**Set problem:**
Make an exact transcription of the material, leaving out all images.

**Dataset extract:**
▬▬▬▬▬▬▬▬▬▬
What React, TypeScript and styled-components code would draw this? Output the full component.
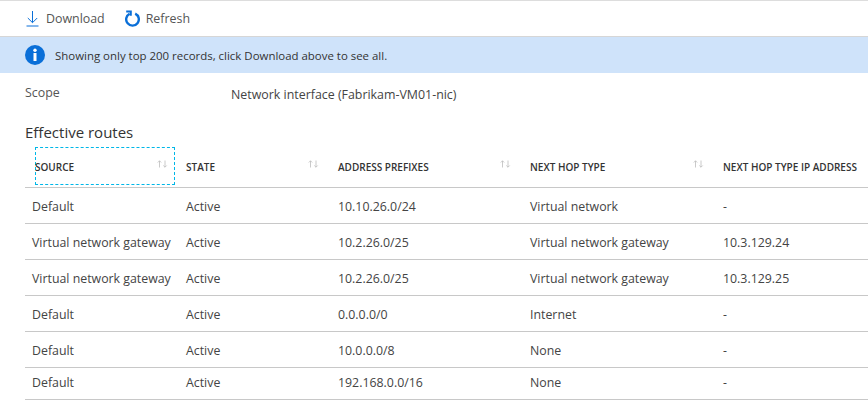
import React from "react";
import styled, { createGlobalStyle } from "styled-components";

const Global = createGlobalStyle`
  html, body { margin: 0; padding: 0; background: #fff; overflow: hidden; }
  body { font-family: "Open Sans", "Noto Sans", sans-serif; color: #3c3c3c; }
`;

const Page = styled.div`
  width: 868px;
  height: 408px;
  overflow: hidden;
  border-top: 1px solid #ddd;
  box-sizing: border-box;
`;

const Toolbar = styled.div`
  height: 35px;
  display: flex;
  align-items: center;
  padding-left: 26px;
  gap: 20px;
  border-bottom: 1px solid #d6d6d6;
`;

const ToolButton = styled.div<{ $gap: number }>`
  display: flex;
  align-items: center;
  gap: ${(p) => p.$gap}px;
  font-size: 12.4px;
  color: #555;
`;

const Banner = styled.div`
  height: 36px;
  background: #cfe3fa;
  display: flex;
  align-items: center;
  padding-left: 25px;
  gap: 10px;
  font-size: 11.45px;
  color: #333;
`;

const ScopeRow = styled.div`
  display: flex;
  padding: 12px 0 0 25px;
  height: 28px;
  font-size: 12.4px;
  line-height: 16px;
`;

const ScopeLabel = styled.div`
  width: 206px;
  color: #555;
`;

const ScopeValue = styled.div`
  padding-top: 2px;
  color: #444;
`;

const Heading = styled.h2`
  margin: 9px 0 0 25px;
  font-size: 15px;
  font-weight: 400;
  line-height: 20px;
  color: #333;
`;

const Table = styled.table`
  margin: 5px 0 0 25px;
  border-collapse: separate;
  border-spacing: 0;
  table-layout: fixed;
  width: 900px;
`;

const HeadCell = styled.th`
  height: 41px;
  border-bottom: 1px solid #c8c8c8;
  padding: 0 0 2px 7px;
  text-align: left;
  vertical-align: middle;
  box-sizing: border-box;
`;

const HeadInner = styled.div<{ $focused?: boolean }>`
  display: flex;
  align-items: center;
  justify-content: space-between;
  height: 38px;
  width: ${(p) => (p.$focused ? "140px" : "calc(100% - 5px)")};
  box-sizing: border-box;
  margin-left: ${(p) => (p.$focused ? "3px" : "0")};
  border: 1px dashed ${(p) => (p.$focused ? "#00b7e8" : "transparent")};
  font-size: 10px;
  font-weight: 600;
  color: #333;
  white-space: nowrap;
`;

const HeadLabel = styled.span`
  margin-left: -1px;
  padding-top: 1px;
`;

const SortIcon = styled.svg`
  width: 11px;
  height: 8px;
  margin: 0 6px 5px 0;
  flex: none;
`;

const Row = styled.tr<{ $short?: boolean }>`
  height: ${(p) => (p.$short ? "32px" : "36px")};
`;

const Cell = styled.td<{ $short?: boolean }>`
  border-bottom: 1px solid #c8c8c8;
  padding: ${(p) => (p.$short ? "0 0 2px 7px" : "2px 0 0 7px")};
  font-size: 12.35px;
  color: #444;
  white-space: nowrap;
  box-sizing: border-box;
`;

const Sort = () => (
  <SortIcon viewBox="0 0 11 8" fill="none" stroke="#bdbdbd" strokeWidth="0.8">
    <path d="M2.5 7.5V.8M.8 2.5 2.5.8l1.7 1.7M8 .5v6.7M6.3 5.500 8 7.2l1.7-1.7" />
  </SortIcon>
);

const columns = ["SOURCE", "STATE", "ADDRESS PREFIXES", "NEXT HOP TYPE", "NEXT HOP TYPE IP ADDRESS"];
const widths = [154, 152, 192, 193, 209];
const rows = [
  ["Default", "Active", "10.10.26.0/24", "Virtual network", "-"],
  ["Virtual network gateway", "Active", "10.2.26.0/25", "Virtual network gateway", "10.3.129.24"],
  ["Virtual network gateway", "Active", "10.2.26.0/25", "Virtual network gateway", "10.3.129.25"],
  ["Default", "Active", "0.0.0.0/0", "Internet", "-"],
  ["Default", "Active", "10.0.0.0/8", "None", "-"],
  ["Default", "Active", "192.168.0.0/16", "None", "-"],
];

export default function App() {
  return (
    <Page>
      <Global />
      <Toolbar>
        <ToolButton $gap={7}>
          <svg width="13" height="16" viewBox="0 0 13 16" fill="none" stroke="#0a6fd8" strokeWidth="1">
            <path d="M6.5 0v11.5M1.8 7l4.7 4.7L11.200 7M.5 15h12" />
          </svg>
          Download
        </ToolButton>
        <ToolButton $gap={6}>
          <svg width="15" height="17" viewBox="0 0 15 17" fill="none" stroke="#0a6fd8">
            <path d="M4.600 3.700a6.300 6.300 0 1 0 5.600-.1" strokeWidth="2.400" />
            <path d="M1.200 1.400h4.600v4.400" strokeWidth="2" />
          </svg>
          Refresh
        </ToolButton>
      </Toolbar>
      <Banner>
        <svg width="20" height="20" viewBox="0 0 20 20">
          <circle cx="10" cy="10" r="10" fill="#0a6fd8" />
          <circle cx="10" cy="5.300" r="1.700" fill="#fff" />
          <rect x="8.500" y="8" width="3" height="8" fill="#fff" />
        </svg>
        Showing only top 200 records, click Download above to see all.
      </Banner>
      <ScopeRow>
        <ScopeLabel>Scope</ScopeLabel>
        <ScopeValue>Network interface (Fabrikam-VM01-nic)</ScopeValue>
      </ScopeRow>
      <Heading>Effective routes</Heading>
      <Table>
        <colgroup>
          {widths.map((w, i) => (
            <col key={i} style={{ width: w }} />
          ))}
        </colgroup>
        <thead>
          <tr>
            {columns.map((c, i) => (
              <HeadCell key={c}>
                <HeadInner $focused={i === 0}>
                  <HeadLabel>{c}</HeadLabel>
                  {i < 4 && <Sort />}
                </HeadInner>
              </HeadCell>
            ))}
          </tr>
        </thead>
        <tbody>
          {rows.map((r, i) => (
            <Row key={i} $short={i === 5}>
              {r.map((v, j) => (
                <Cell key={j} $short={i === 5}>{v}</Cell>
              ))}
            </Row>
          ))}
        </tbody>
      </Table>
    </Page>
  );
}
▬▬▬▬▬▬▬▬▬▬
**Solved exercise:**
What React, TypeScript and styled-components code would draw this? Output the full component.
import React from "react";
import styled, { createGlobalStyle } from "styled-components";

const Global = createGlobalStyle`
  html, body { margin: 0; padding: 0; background: #fff; overflow: hidden; }
  body { font-family: "Open Sans", "Noto Sans", sans-serif; color: #3c3c3c; }
`;

const Page = styled.div`
  width: 868px;
  height: 408px;
  overflow: hidden;
  border-top: 1px solid #ddd;
  box-sizing: border-box;
`;

const Toolbar = styled.div`
  height: 35px;
  display: flex;
  align-items: center;
  padding-left: 26px;
  gap: 20px;
  border-bottom: 1px solid #d6d6d6;
`;

const ToolButton = styled.div<{ $gap: number }>`
  display: flex;
  align-items: center;
  gap: ${(p) => p.$gap}px;
  font-size: 12.4px;
  color: #555;
`;

const Banner = styled.div`
  height: 36px;
  background: #cfe3fa;
  display: flex;
  align-items: center;
  padding-left: 25px;
  gap: 10px;
  font-size: 11.45px;
  color: #333;
`;

const ScopeRow = styled.div`
  display: flex;
  padding: 12px 0 0 25px;
  height: 28px;
  font-size: 12.4px;
  line-height: 16px;
`;

const ScopeLabel = styled.div`
  width: 206px;
  color: #555;
`;

const ScopeValue = styled.div`
  padding-top: 2px;
  color: #444;
`;

const Heading = styled.h2`
  margin: 9px 0 0 25px;
  font-size: 15px;
  font-weight: 400;
  line-height: 20px;
  color: #333;
`;

const Table = styled.table`
  margin: 5px 0 0 25px;
  border-collapse: separate;
  border-spacing: 0;
  table-layout: fixed;
  width: 900px;
`;

const HeadCell = styled.th`
  height: 41px;
  border-bottom: 1px solid #c8c8c8;
  padding: 0 0 2px 7px;
  text-align: left;
  vertical-align: middle;
  box-sizing: border-box;
`;

const HeadInner = styled.div<{ $focused?: boolean }>`
  display: flex;
  align-items: center;
  justify-content: space-between;
  height: 38px;
  width: ${(p) => (p.$focused ? "140px" : "calc(100% - 5px)")};
  box-sizing: border-box;
  margin-left: ${(p) => (p.$focused ? "3px" : "0")};
  border: 1px dashed ${(p) => (p.$focused ? "#00b7e8" : "transparent")};
  font-size: 10px;
  font-weight: 600;
  color: #333;
  white-space: nowrap;
`;

const HeadLabel = styled.span`
  margin-left: -1px;
  padding-top: 1px;
`;

const SortIcon = styled.svg`
  width: 11px;
  height: 8px;
  margin: 0 6px 5px 0;
  flex: none;
`;

const Row = styled.tr<{ $short?: boolean }>`
  height: ${(p) => (p.$short ? "32px" : "36px")};
`;

const Cell = styled.td<{ $short?: boolean }>`
  border-bottom: 1px solid #c8c8c8;
  padding: ${(p) => (p.$short ? "0 0 2px 7px" : "2px 0 0 7px")};
  font-size: 12.35px;
  color: #444;
  white-space: nowrap;
  box-sizing: border-box;
`;

const Sort = () => (
  <SortIcon viewBox="0 0 11 8" fill="none" stroke="#bdbdbd" strokeWidth="0.8">
    <path d="M2.5 7.5V.8M.8 2.5 2.5.8l1.7 1.7M8 .5v6.7M6.3 5.500 8 7.2l1.7-1.7" />
  </SortIcon>
);

const columns = ["SOURCE", "STATE", "ADDRESS PREFIXES", "NEXT HOP TYPE", "NEXT HOP TYPE IP ADDRESS"];
const widths = [154, 152, 192, 193, 209];
const rows = [
  ["Default", "Active", "10.10.26.0/24", "Virtual network", "-"],
  ["Virtual network gateway", "Active", "10.2.26.0/25", "Virtual network gateway", "10.3.129.24"],
  ["Virtual network gateway", "Active", "10.2.26.0/25", "Virtual network gateway", "10.3.129.25"],
  ["Default", "Active", "0.0.0.0/0", "Internet", "-"],
  ["Default", "Active", "10.0.0.0/8", "None", "-"],
  ["Default", "Active", "192.168.0.0/16", "None", "-"],
];

export default function App() {
  return (
    <Page>
      <Global />
      <Toolbar>
        <ToolButton $gap={7}>
          <svg width="13" height="16" viewBox="0 0 13 16" fill="none" stroke="#0a6fd8" strokeWidth="1">
            <path d="M6.5 0v11.5M1.8 7l4.7 4.7L11.200 7M.5 15h12" />
          </svg>
          Download
        </ToolButton>
        <ToolButton $gap={6}>
          <svg width="15" height="17" viewBox="0 0 15 17" fill="none" stroke="#0a6fd8">
            <path d="M4.600 3.700a6.300 6.300 0 1 0 5.600-.1" strokeWidth="2.400" />
            <path d="M1.200 1.400h4.600v4.400" strokeWidth="2" />
          </svg>
          Refresh
        </ToolButton>
      </Toolbar>
      <Banner>
        <svg width="20" height="20" viewBox="0 0 20 20">
          <circle cx="10" cy="10" r="10" fill="#0a6fd8" />
          <circle cx="10" cy="5.300" r="1.700" fill="#fff" />
          <rect x="8.500" y="8" width="3" height="8" fill="#fff" />
        </svg>
        Showing only top 200 records, click Download above to see all.
      </Banner>
      <ScopeRow>
        <ScopeLabel>Scope</ScopeLabel>
        <ScopeValue>Network interface (Fabrikam-VM01-nic)</ScopeValue>
      </ScopeRow>
      <Heading>Effective routes</Heading>
      <Table>
        <colgroup>
          {widths.map((w, i) => (
            <col key={i} style={{ width: w }} />
          ))}
        </colgroup>
        <thead>
          <tr>
            {columns.map((c, i) => (
              <HeadCell key={c}>
                <HeadInner $focused={i === 0}>
                  <HeadLabel>{c}</HeadLabel>
                  {i < 4 && <Sort />}
                </HeadInner>
              </HeadCell>
            ))}
          </tr>
        </thead>
        <tbody>
          {rows.map((r, i) => (
            <Row key={i} $short={i === 5}>
              {r.map((v, j) => (
                <Cell key={j} $short={i === 5}>{v}</Cell>
              ))}
            </Row>
          ))}
        </tbody>
      </Table>
    </Page>
  );
}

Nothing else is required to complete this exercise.